How To Verify You Have the Proper Robots.txt File

robots.txt bot

This article was last updated on 5/17/21

If you have a website or are involved in online marketing, you’ve likely heard about the robots.txt file. When implemented incorrectly, this file can have very negative and unintended consequences, such as blocked pages and resources. Imagine trying to rank for a keyword on a page that Google can’t access. In this article, we will cover details including why a robots.txt file is important, how to access a robots.txt file, and much more!

Table of Contents

 

What is a Robots.txt File and Why is it Important?

A robots.txt file allows search engine crawlers to better understand what parts of your website you do and do not want them to crawl. It is the very first location of your website a search engine will visit.

Why is it important?

  • It prevents duplicate content from showing in the SERPs.
  • You have more control over what you want a search engine to see or not see.
  • A sitemap can be added directly into the robots.txt file helping search engines to better read and understand the blueprint of your website.
  • Helps to prevent certain pages, images, files, etc. from being indexed and taking up crawl budget space.
  • If you have multiple content pieces that load at once, setting a crawl delay in the file can help servers from being overloaded.

How to access a robots.txt file

If you’re not sure whether your website has a robots.txt file, it’s easy to check!

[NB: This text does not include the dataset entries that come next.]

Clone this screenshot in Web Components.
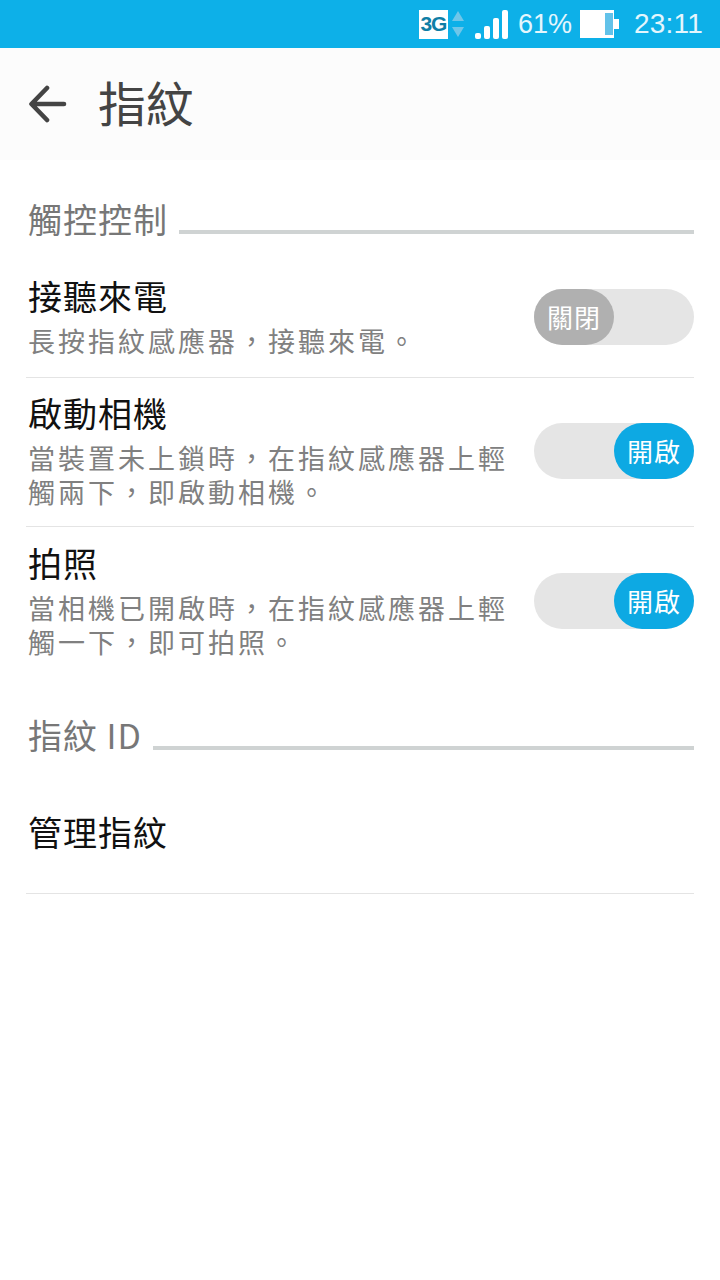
<!DOCTYPE html>
<html lang="zh-Hant">
<head>
<meta charset="utf-8">
<style>
html, body { margin: 0; padding: 0; background: #fff; }
body { width: 720px; height: 1280px; overflow: hidden; font-family: "Noto Sans CJK TC", "Noto Sans", sans-serif; }
</style>
</head>
<body>
<status-bar></status-bar>
<title-bar>指紋</title-bar>
<settings-section label="觸控控制" style="--top: 40px; --gap: 19px">
    <setting-row label="接聽來電" state="off" style="--h: 119px">
        <div>長按指紋感應器，接聽來電。</div>
    </setting-row>
    <setting-row label="啟動相機" state="on" style="--h: 149px">
        <div>當裝置未上鎖時，在指紋感應器上輕</div>
        <div>觸兩下，即啟動相機。</div>
    </setting-row>
    <setting-row label="拍照" state="on" last style="--h: 150px">
        <div>當相機已開啟時，在指紋感應器上輕</div>
        <div>觸一下，即可拍照。</div>
    </setting-row>
</settings-section>
<settings-section label="指紋 ID" style="--top: 39px; --gap: 16px">
    <setting-row label="管理指紋" style="--h: 122px"></setting-row>
</settings-section>

<script>
class StatusBar extends HTMLElement {
    constructor() {
        super()
        this.attachShadow({ mode: "open" })
        this.shadowRoot.innerHTML = `
            <style>
            :host {
                display: flex;
                align-items: center;
                justify-content: flex-end;
                height: 48px;
                box-sizing: border-box;
                padding-right: 17px;
                background: #0db0e8;
                color: #e4f6fd;
                font-family: "Liberation Sans", sans-serif;
                font-size: 28px;
            }
            .net {
                width: 29px;
                height: 29px;
                background: #fff;
                color: #0f7ea6;
                font-size: 21px;
                font-weight: 700;
                letter-spacing: -1px;
                display: flex;
                align-items: center;
                justify-content: center;
            }
            svg { display: block; }
            .arrows { margin-left: 3px; }
            .signal { margin-left: 9px; }
            .pct { margin-left: 10px; font-size: 27px; }
            .batt { margin-left: 8px; }
            .time { margin-left: 14px; letter-spacing: 0.2px; }
            </style>
            <span class="net">3G</span>
            <svg class="arrows" width="14" height="28" viewBox="0 0 14 28">
                <path d="M7 1 L13 11 H1 Z" fill="#6fc6e9"/>
                <path d="M7 27 L13 17 H1 Z" fill="#6fc6e9"/>
            </svg>
            <svg class="signal" width="34" height="30" viewBox="0 0 34 30">
                <rect x="1" y="24" width="6" height="6" rx="2" fill="#fff"/>
                <rect x="10" y="17" width="6" height="13" rx="2" fill="#fff"/>
                <rect x="19" y="9" width="6" height="21" rx="2" fill="#fff"/>
                <rect x="28" y="1" width="6" height="29" rx="2" fill="#fff"/>
            </svg>
            <span class="pct">61%</span>
            <svg class="batt" width="40" height="28" viewBox="0 0 40 28">
                <rect x="0" y="0" width="34" height="28" fill="#fff"/>
                <rect x="25" y="3" width="8" height="22" fill="#62c2e9"/>
                <rect x="34" y="9" width="5" height="10" fill="#fff"/>
            </svg>
            <span class="time">23:11</span>
        `
    }
}

class TitleBar extends HTMLElement {
    constructor() {
        super()
        this.attachShadow({ mode: "open" })
        this.shadowRoot.innerHTML = `
            <style>
            :host {
                display: flex;
                align-items: center;
                height: 112px;
                box-sizing: border-box;
                padding-left: 29px;
                background: #fcfcfc;
                color: #444;
                font-size: 48px;
                line-height: 1;
            }
            svg { display: block; margin-right: 31px; }
            .text { padding-bottom: 6px; }
            </style>
            <svg width="38" height="38" viewBox="0 0 38 38">
                <path d="M35 19 H3 M18 3 L2.5 19 L18 35" fill="none" stroke="#444" stroke-width="4.6" stroke-linecap="round" stroke-linejoin="round"/>
            </svg>
            <span class="text"><slot></slot></span>
        `
    }
}

class SettingsSection extends HTMLElement {
    constructor() {
        super()
        this.attachShadow({ mode: "open" })
        this.shadowRoot.innerHTML = `
            <style>
            :host {
                display: block;
                padding: var(--top) 26px 0 26px;
            }
            .head {
                display: flex;
                align-items: flex-end;
                height: 40px;
                padding-left: 2px;
                color: #777;
                font-size: 34px;
                letter-spacing: 1px;
                line-height: 40px;
            }
            .label { margin-bottom: 1px; }
            .head i {
                flex: 1;
                height: 4px;
                margin: 0 0 6px 11px;
                background: #cfd3d3;
            }
            .rows { padding-top: var(--gap); }
            </style>
            <div class="head"><span class="label"></span><i></i></div>
            <div class="rows"><slot></slot></div>
        `
        this.shadowRoot.querySelector(".label").textContent = this.getAttribute("label")
    }
}

class SettingRow extends HTMLElement {
    constructor() {
        super()
        this.attachShadow({ mode: "open" })
        this.shadowRoot.innerHTML = `
            <style>
            :host {
                display: flex;
                align-items: center;
                justify-content: space-between;
                box-sizing: border-box;
                height: var(--h);
                padding-bottom: 2px;
                border-bottom: 1px solid #e4e4e4;
            }
            :host([last]) { border-bottom: 0; }
            .text { padding-left: 2px; }
            .label {
                color: #111;
                font-size: 34px;
                letter-spacing: 1px;
                line-height: 40px;
            }
            .desc {
                color: #808080;
                font-size: 27px;
                letter-spacing: 3px;
                line-height: 34px;
                margin-top: 8px;
            }
            </style>
            <div class="text">
                <div class="label"></div>
                <div class="desc"><slot></slot></div>
            </div>
        `
        this.shadowRoot.querySelector(".label").textContent = this.getAttribute("label")
        if (this.hasAttribute("state")) {
            let sw = document.createElement("toggle-switch")
            sw.setAttribute("state", this.getAttribute("state"))
            this.shadowRoot.appendChild(sw)
        } else {
            this.shadowRoot.querySelector(".desc").style.display = "none"
        }
    }
}

class ToggleSwitch extends HTMLElement {
    constructor() {
        super()
        this.attachShadow({ mode: "open" })
        this.shadowRoot.innerHTML = `
            <style>
            :host {
                display: flex;
                flex: none;
                width: 160px;
                height: 56px;
                border-radius: 28px;
                background: #e5e5e5;
            }
            :host([state="on"]) { justify-content: flex-end; }
            .knob {
                width: 80px;
                height: 56px;
                border-radius: 28px;
                background: #b0b0b0;
                color: #fff;
                font-size: 26px;
                line-height: 56px;
                text-align: center;
                letter-spacing: 1px;
            }
            :host([state="on"]) .knob { background: #0da9e3; }
            </style>
            <div class="knob"></div>
        `
    }
    connectedCallback() {
        let on = this.getAttribute("state") == "on"
        this.shadowRoot.querySelector(".knob").textContent = on ? "開啟" : "關閉"
    }
}

customElements.define("status-bar", StatusBar)
customElements.define("title-bar", TitleBar)
customElements.define("settings-section", SettingsSection)
customElements.define("setting-row", SettingRow)
customElements.define("toggle-switch", ToggleSwitch)
</script>
</body>
</html>
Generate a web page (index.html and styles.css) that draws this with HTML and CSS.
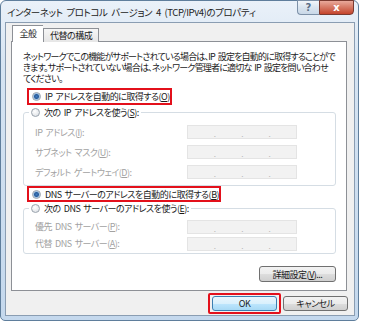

Access your robots.txt file by adding /robots.txt at the end of your domain. Here’s an example of ours at Boostability: https://www.boostability.com/robots.txt

If you don’t see anything when you try this out for your website or are taken to a 404 error page, you don’t have one. The next step would be to prioritize creating a robots.txt file for your website!

 

What Should a Robots.txt File Look Like?

At the very minimum, a robots.txt file should contain three main parts and concept you need to understand.

User-agent

robotsoverview

 

 

This command dictates which crawlers are allowed to crawl your website. Websites most commonly use * for the user-agent because it signifies “all user agents.”

With the rise of new search engines entering the market and depending on your location, the list of search engine user-agents can get long. Below is a list of some of the main search engine user agents:

  • “Googlebot” for Google
  • “Bingbot” for Bing
  • “Yahoo! Slurp” for Yahoo
  • “Yandex” for Yandex
  • “Baidu” for Baidu
  • “Duckduckgo” for DuckDuck Go
  • “Aolbuild” for AOL

If you wanted to give a command for a specific crawler, you would place the user-agent ID in the user-agent location. Each time you refer to a crawler, you would need a separate set of disallow commands.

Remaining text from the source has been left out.